Core Idea: The few-shot concept localizer detects the sensitive region mask during the first 2-3 denoising steps, and the DPCA module performs cross-attention using the replacement prompt inside the mask and the original prompt outside the mask.

Method¶

Overall Architecture¶

Consists of two modules. Concept Localizer: Reusing the U-Net structure, it fine-tunes only \(W_k/W_v\) (few-shot with 1-10 annotated images), and fuses self-attention and cross-attention scores to output a concept mask. It is only activated during the first 2-3 denoising steps. DPCA Module: Training-free; during each denoising step, it performs cross-attention using the replacement prompt (e.g., "clothes") inside the masked region, and the original prompt outside the mask, achieving localized replacement.

Key Designs¶

Few-Shot Concept Localizer: Shares the U-Net encoder, tuning only \(W_k/W_v\) (extremely low overhead), and fuses attention maps from self-attention (spatial coherence) and cross-attention (concept recognition) to generate masks. Achieves 78.1% mIoU on CelebA with 10-shot learning.
Dual-Prompt Cross-Attention (DPCA): Employs \(Q \cdot K_{replace}^T\) inside the mask and \(Q \cdot K_{original}^T\) outside the mask; training-free. Ensures that non-target areas remain completely unaffected.
Sparse Activation: The localizer runs only during the first 2-3 steps, as the layout information from high-noise steps is sufficient to determine concept locations, after which the mask is kept static and reused.

Key Experimental Results¶

Main Results¶

Method	CelebA mIoU (10-shot)↑	Pascal-Car mIoU (10-shot)↑
SegDDPM	78.0%	62.5%
SLiMe	75.7%	68.7%
Concept Replacer	78.1%	69.3%

Nudity Removal: Achieves the highest rate of unsafe content reduction on the I2P prompt dataset while maintaining the best consistency in non-target regions.

Key Findings¶

Localization accuracy is comparable to dedicated segmentation models (78.1% vs. SegDDPM 78.0%), using only 10 annotated images.
Global methods (SLD, ESD) distort the entire image, whereas Ours modifies only the target region.
Achieves 70.2% mIoU even with 1-shot, showing extremely low annotation requirements.
Achieves the highest rate of unsafe content reduction in nudity removal experiments on the I2P prompt dataset, while maintaining the best consistency in non-target regions.
The localizer runs only during the first 2-3 denoising steps, incurring extremely low computational overhead and not affecting overall inference speed.

Highlights & Insights¶

The paradigm of precise localization -> local replacement is more reasonable than global erasure—acting as a "scalpel" rather than a "sledgehammer".
The training-free design of DPCA makes the method easy to deploy.
Few-shot fine-tuning only modifies \(W_k/W_v\), resulting in a minimal number of parameter changes.

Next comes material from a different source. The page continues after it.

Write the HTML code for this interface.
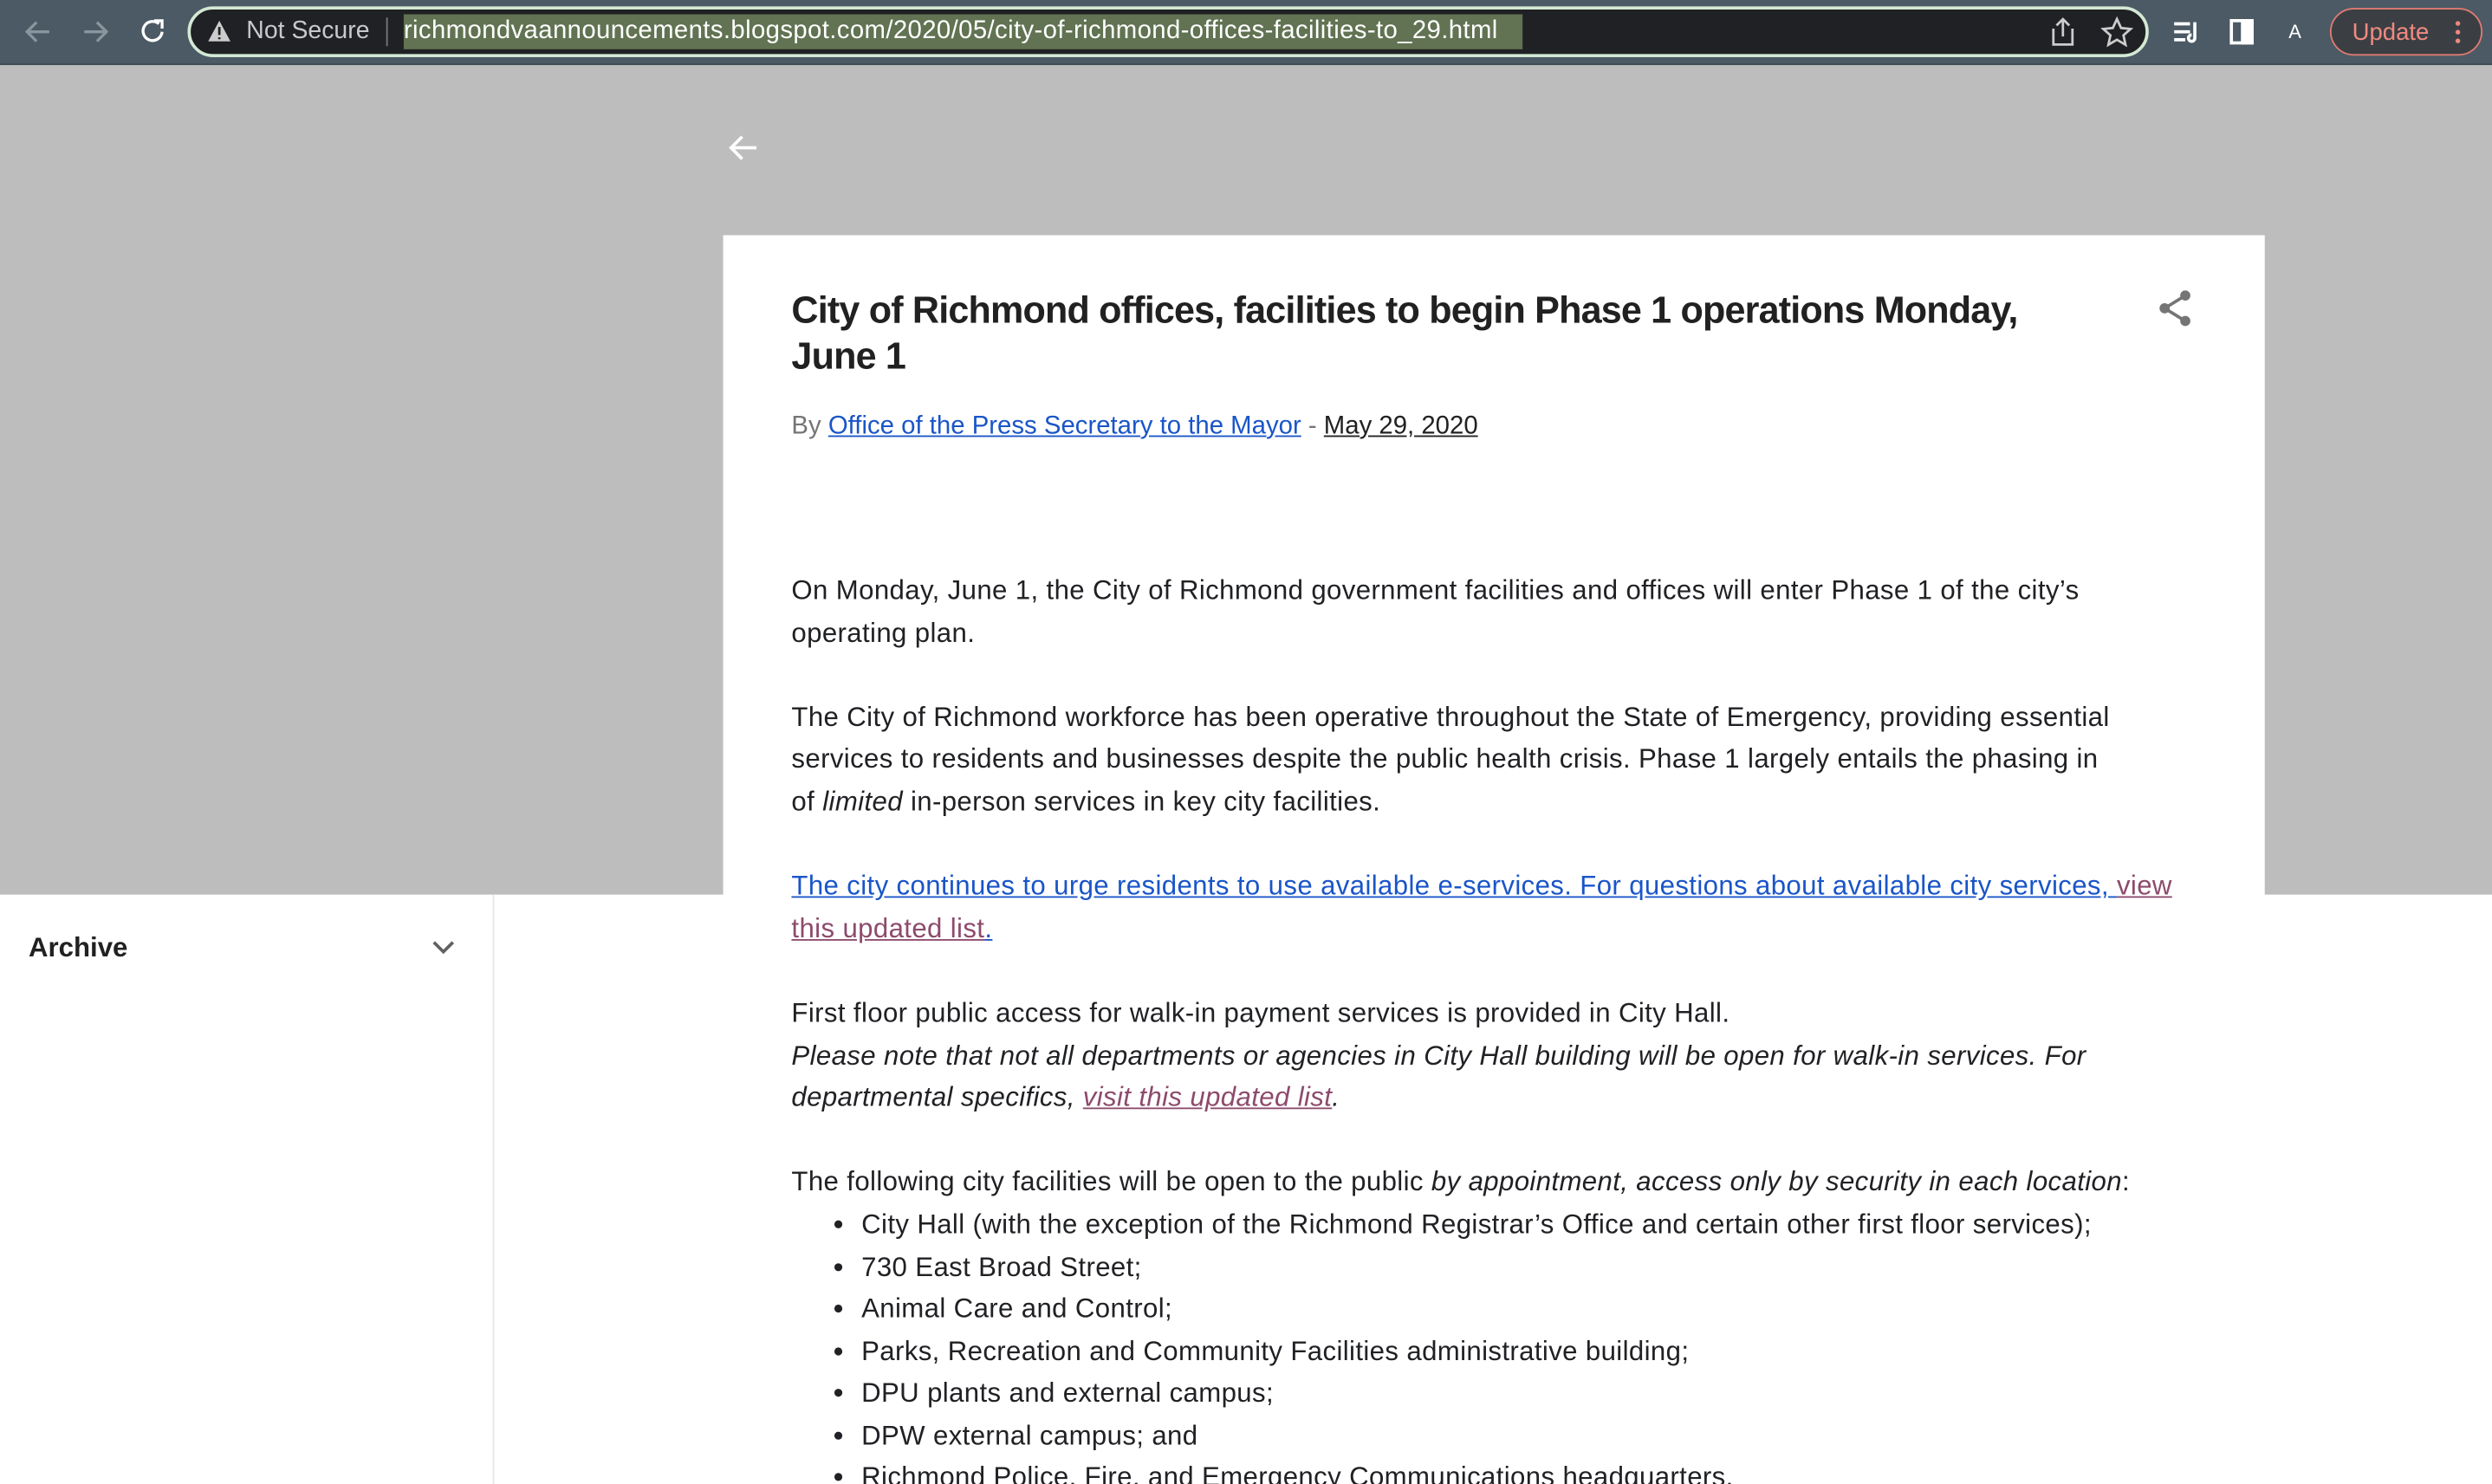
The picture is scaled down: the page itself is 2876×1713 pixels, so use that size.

Limitations & Future Work¶

The localizer needs to be retrained for each new concept.
Applicable only to spatially localizable concepts; global style-level concepts (such as "violent style") cannot be handled.
Fixed-threshold mask binarization may not be suitable for all concepts.
When sensitive and non-sensitive concepts highly overlap spatially (such as a person holding a sensitive object), the difficulty of precise segmentation and replacement increases significantly.
The replaced images may suffer from subtle unnaturalness in semantic coherence, especially regarding lighting and shadow matching.
Robustness against adversarial prompts (prompt engineering designed to bypass concept detection) has not been fully evaluated.
In scenarios with simultaneous multi-concept replacement, overlapping masks from different concepts may lead to conflicts.

Rating¶

Novelty: ⭐⭐⭐⭐ The decomposition paradigm of localization + replacement is innovative, and the DPCA design is simple.
Experimental Thoroughness: ⭐⭐⭐⭐ Segmentation + safe generation + multi-concept verification.
Writing Quality: ⭐⭐⭐⭐ The methodology is described clearly.
Value: ⭐⭐⭐⭐ Directly valuable for AI safety content filtering.